The man said he managed to get his legs free and ran out the garage door, screaming.

The suspect — identified by police as Prowell — started the car and crashed into the man, breaking his leg. He got out of the car and tried to persuade the victim to come back inside, even removing the handcuffs, the affidavit said.

Instead, the victim took off running and asked a neighbor to call the police. By the time the officers arrived, the suspect alleged to be Prowell had vanished.

The victim recalled his date’s Grindr username, and detectives served a search warrant on the company, court records show.

It’s unclear how detectives identified Prowell as the suspect, but Lugo said the surviving victim’s account was the break authorities needed.

“Our case was a lot of circumstantial evidence,” Lugo said.

When detectives searched a home associated with Prowell in Inglewood, they found Gutierrez’s Infiniti in the garage, according to a statement from the L.A. County district attorney’s office. His body has still not been found.

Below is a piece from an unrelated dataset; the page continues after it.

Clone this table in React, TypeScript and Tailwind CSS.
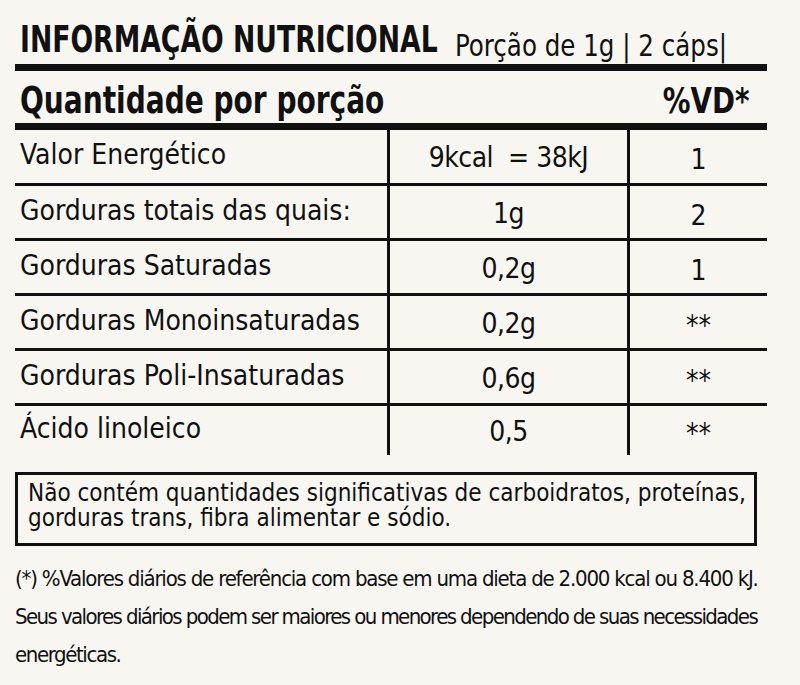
import React from "react";

const rows = [
  { name: "Valor Energético", value: "9kcal  = 38kJ", vd: "1" },
  { name: "Gorduras totais das quais:", value: "1g", vd: "2" },
  { name: "Gorduras Saturadas", value: "0,2g", vd: "1" },
  { name: "Gorduras Monoinsaturadas", value: "0,2g", vd: "**" },
  { name: "Gorduras Poli-Insaturadas", value: "0,6g", vd: "**" },
  { name: "Ácido linoleico", value: "0,5", vd: "**" },
];

const font = "font-['DejaVu_Sans_Condensed','DejaVu_Sans',sans-serif]";

export default function App() {
  return (
    <div className={`w-[800px] h-[685px] overflow-hidden bg-[#f8f6f1] px-[15px] text-[#111] ${font}`}>
      <div className="w-[752px]">
        {/* TITLE */}
        <div className="h-[64px] flex items-end pb-[6px] pl-[5px] leading-none whitespace-nowrap">
          <div className="w-[435px] shrink-0">
            <span className="inline-block origin-left scale-x-[0.78] text-[38px] font-bold">INFORMAÇÃO NUTRICIONAL</span>
          </div>
          <div className="translate-y-[3px]">
            <span className="inline-block origin-left scale-x-[0.91] text-[30px]">Porção de 1g | 2 cáps|</span>
          </div>
        </div>
        <div className="h-[7px] bg-[#111]" />

        {/* SUBHEADER */}
        <div className="h-[52px] flex items-end justify-between pb-[4px] pl-[5px] pr-[17px] leading-none whitespace-nowrap">
          <span className="inline-block origin-left scale-x-[0.82] text-[38px] font-bold">Quantidade por porção</span>
          <span className="inline-block origin-right scale-x-[0.88] text-[35px] font-bold">%VD*</span>
        </div>
        <div className="h-[7px] bg-[#111]" />

        {/* ROWS */}
        {rows.map((row, idx) => (
          <div
            key={idx}
            className={`grid grid-cols-[372px_240px_140px] ${
              idx === 0 ? "h-[53px]" : idx === rows.length - 1 ? "h-[52px] border-t-[3px] border-[#111]" : "h-[55px] border-t-[3px] border-[#111]"
            }`}
          >
            <div className="flex items-center pl-[5px] text-[28px] leading-none pb-[3px] whitespace-nowrap">{row.name}</div>
            <div className="flex items-center justify-center border-l-[3px] border-[#111] text-[28px] leading-none pt-[3px] whitespace-pre tracking-[-0.5px]">
              {row.value}
            </div>
            <div className="flex items-center justify-center border-l-[3px] border-[#111] text-[28px] leading-none pt-[7px]">
              {row.vd}
            </div>
          </div>
        ))}
      </div>

      {/* BOX */}
      <div className="mt-[17px] w-[742px] h-[74px] border-[3px] border-[#111] pl-[10px] pt-[6px] text-[24px] leading-[25px] whitespace-nowrap">
        Não contém quantidades significativas de carboidratos, proteínas,
        <br />
        gorduras trans, fibra alimentar e sódio.
      </div>

      {/* FOOTNOTES */}
      <div className="mt-[14px] text-[22px] leading-[38px] whitespace-nowrap">
        <p className="tracking-[-1.2px]">(*) %Valores diários de referência com base em uma dieta de 2.000 kcal ou 8.400 kJ.</p>
        <p className="tracking-[-1.6px]">Seus valores diários podem ser maiores ou menores dependendo de suas necessidades</p>
        <p className="tracking-[-1.4px]">energéticas.</p>
      </div>
    </div>
  );
}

Last month, prosecutors charged Prowell with murdering King and Gutierrez and attempting to kill the third victim who described being bound, assaulted and hit with a car.

If convicted, Prowell faces life in prison without parole or the death penalty, prosecutors said in a statement. The district attorney’s office has yet to make a decision whether to seek capital punishment.

Angela King said she wanted her father to be known for more than how he died.

She cited the Gospel of Matthew: “Judge not, that you be not judged. For with the judgment you pronounce you will be judged, and with the measure you use it will be measured to you.”